Financial Information

We do not ask for financial information from jurors. Do not provide any financial, bank or credit card information to anyone claiming to be an officer of the court or of the law.

What Is Happening

Throughout the state and country, imposters representing themselves as a court employee or law enforcement officer tell people that they have missed their jury duty and that a warrant is now out for their arrest. The imposter says that if they pay him or her hundreds of dollars, the matter would be resolved. This is just one of many scams by criminals who try to illegally profit off the fears of the average citizen.

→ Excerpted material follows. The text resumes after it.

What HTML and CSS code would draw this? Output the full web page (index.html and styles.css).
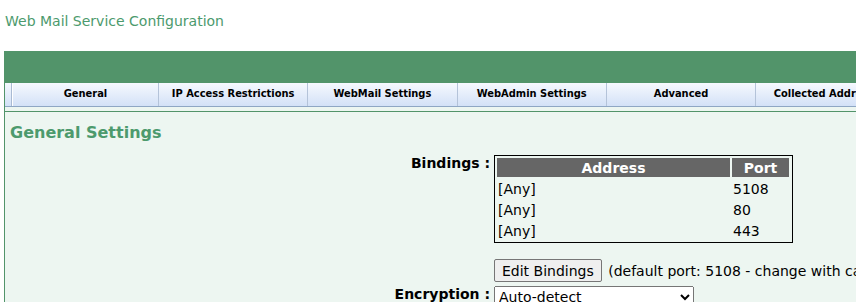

How Can You Tell This Is a Scam?

Please be aware that the court will NEVER contact a person via telephone or email and demand payment of a fine to avoid being arrested for failing to appear for jury service, unless that fine was ordered by a judge in the person’s presence. People who fail to appear for jury service may receive a letter from the court with a date to appear to explain to a judge why they failed to appear. Alternatively, a law enforcement officer may notify people that they must appear in court at a specific date and time to explain why they failed to appear. However, only a judge can require people to pay a fine for failing to appear for jury service and this can only occur after a person has been given the opportunity to explain themselves in open court.

What You Should Do

If you receive one of these phone calls, do not provide any personal or confidential information to these individuals. This is an attempt to steal or to use your identity by obtaining your name, Social Security number and potentially to apply for credit or credit cards or other loans in your name. It is an attempt to defraud you. Contact law enforcement immediately.